Series I savings bonds from the U.S. Treasury are another inflation-linked option. The composite rate is set every six months based on a fixed rate plus the CPI-U inflation rate. The rate for I bonds issued from November 2024 through April 2025 was 3.11%.

I bonds held for at least five years carry no interest penalty on redemption. The drawback is the purchase limit: $10,000 per person per calendar year through TreasuryDirect (plus an additional $5,000 if using a tax refund). That cap limits their usefulness as a primary strategy but makes them a solid supplemental tool.

Dividend Growth Stocks and REITs

Equities are not typically categorized as “safe” in the traditional sense, but dividend growth stocks occupy a middle ground. Companies with long histories of annual dividend increases, such as those in the S&P 500 Dividend Aristocrats index, have raised dividends for at least 25 consecutive years.

The index has historically delivered dividend growth averaging around 6% per year, which outpaces most inflation scenarios over long periods. Those dividend increases can serve as a natural income buffer without requiring the retiree to sell shares to keep up with rising costs.

Real estate investment trusts (REITs) are another option, as they are required to distribute at least 90% of taxable income to shareholders. The Vanguard Real Estate ETF (VNQ) had a 10-year annualized return of approximately 7.1% through 2024.

REITs also carry some natural inflation protection since property values and rents tend to rise over time. These assets carry equity risk and are not appropriate as the sole income source, but they can complement a guaranteed income floor from an annuity without sacrificing long-term purchasing power.

Structuring a Portfolio for Inflation

A practical framework for inflation-resistant retirement income typically involves three layers.

Layer Purpose Example Assets
Guaranteed Income Floor Cover essential expenses regardless of market conditions Social Security, annuity income riders, pension
Inflation Hedge Grow or maintain purchasing power TIPS, I Bonds, fixed indexed annuities, dividend growth stocks
Growth Reserve Long-term appreciation for legacy or late-retirement needs Diversified equity funds, REITs

The proportion in each layer depends on age, expenses, existing guaranteed income from Social Security or a pension, and risk tolerance. A 65-year-old with $500,000 in retirement assets and no pension might allocate 40% to an annuity with an income rider to cover essential expenses, 30% to TIPS and I Bonds, and 30% to a diversified equity portfolio for growth.

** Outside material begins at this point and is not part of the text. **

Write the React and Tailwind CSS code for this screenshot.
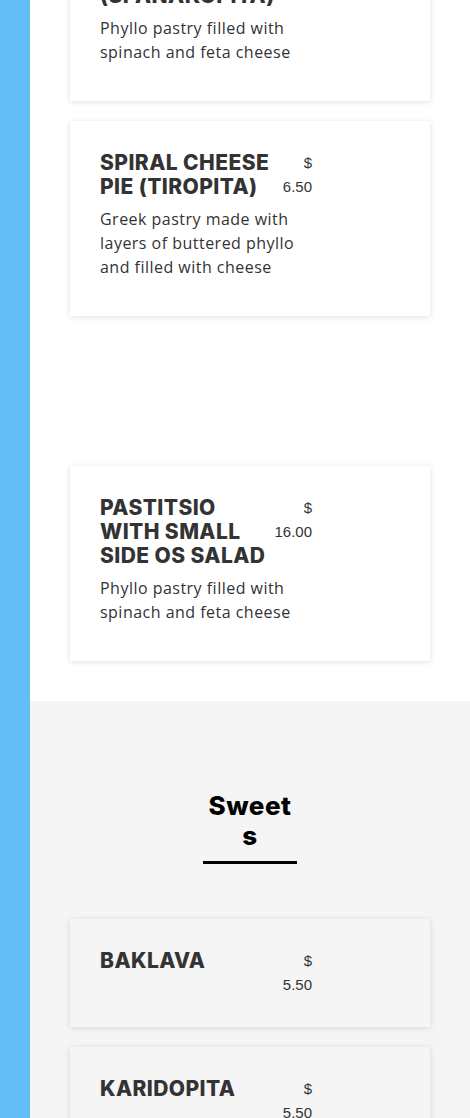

A 70-year-old with more immediate income needs might shift more toward guaranteed income.

What Annuities Do Not Cover

Annuities with income riders guarantee income, not purchasing power. If an income rider pays $2,500 per month in 2025 and does not include an inflation adjustment feature, that $2,500 will buy less in 2040. At 3% average inflation, that payment loses roughly 36% of its real value over 15 years.

Contracts with inflation-linked payout increases cost more upfront or reduce the initial income amount. Buyers need to read the terms carefully and understand how the inflation adjustment is calculated, whether it is tied to the CPI or simply a fixed annual percentage.

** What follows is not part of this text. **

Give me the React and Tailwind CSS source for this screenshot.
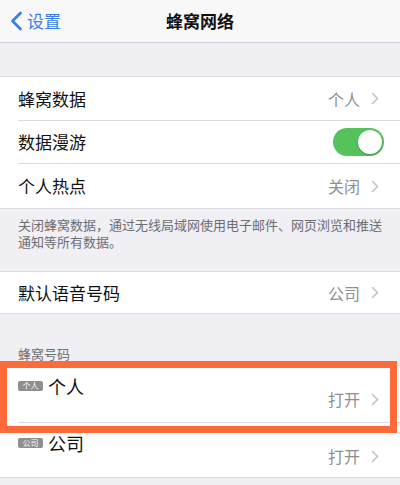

Surrender charges are another factor. Most annuities carry surrender periods of five to ten years during which withdrawals above a free withdrawal amount (typically 10% of contract value per year) trigger a charge.

Locking a large portion of retirement assets into a contract with a long surrender period reduces liquidity, which is a real cost if unexpected expenses arise.

The Longevity Factor

Inflation risk and longevity risk are linked. The longer a retiree lives, the more inflation compounds and the more income is needed. According to the Society of Actuaries, a 65-year-old man has a 50% chance of living to age 87 and a 65-year-old woman has a 50% chance of living to age 90.

A couple at 65 has a 50% probability that at least one of them will reach 92. That is a 25- to 30-year window in which inflation can reduce purchasing power by more than half at a 3% average rate.

Lifetime income annuities address this directly. A single premium immediate annuity (SPIA) or deferred income annuity (DIA) can guarantee income for as long as the annuitant lives, regardless of how long that turns out to be.

As a reference point, a 65-year-old male purchasing a $300,000 SPIA in early 2025 could expect monthly income in the range of $1,700 to $1,900 depending on the insurer and the payout option selected. Adding a joint-and-survivor payout to protect a spouse reduces that monthly amount, but ensures the income continues for two lifetimes.

The tradeoff is that the principal is often irrecoverable unless the contract includes a return-of-premium feature, which lowers the payout amount. For retirees primarily concerned with not outliving their income, that tradeoff can make sense.

Practical Steps Before Buying an Annuity

  • Compare annuity products from multiple insurers using independent platforms rather than a single agent or carrier.
  • Check the financial strength rating of the issuing insurer through AM Best, Moody’s, or S&P before committing. Look for ratings of A or above.
  • Understand the specific terms of any income rider, including the rollup rate, the payout rate, and the annual rider fee.
  • Confirm whether the contract includes a cost-of-living adjustment option and what it costs to add that feature.
  • Review state guaranty association limits. Most states protect annuity contracts up to $250,000 per insurer if the insurer becomes insolvent, but limits vary.

Conclusion

Protecting retirement income from inflation is less about finding a single perfect asset and more about combining tools that cover different risks over a long time horizon.

Annuities, particularly fixed indexed annuities with income riders and SPIAs for lifetime income coverage, address the guaranteed income and longevity gaps that purely market-based assets cannot reliably fill on their own.

Used alongside TIPS, dividend growth stocks, and a disciplined withdrawal strategy, they form a practical foundation for a retirement plan built to last 25 to 30 years regardless of what inflation does in between.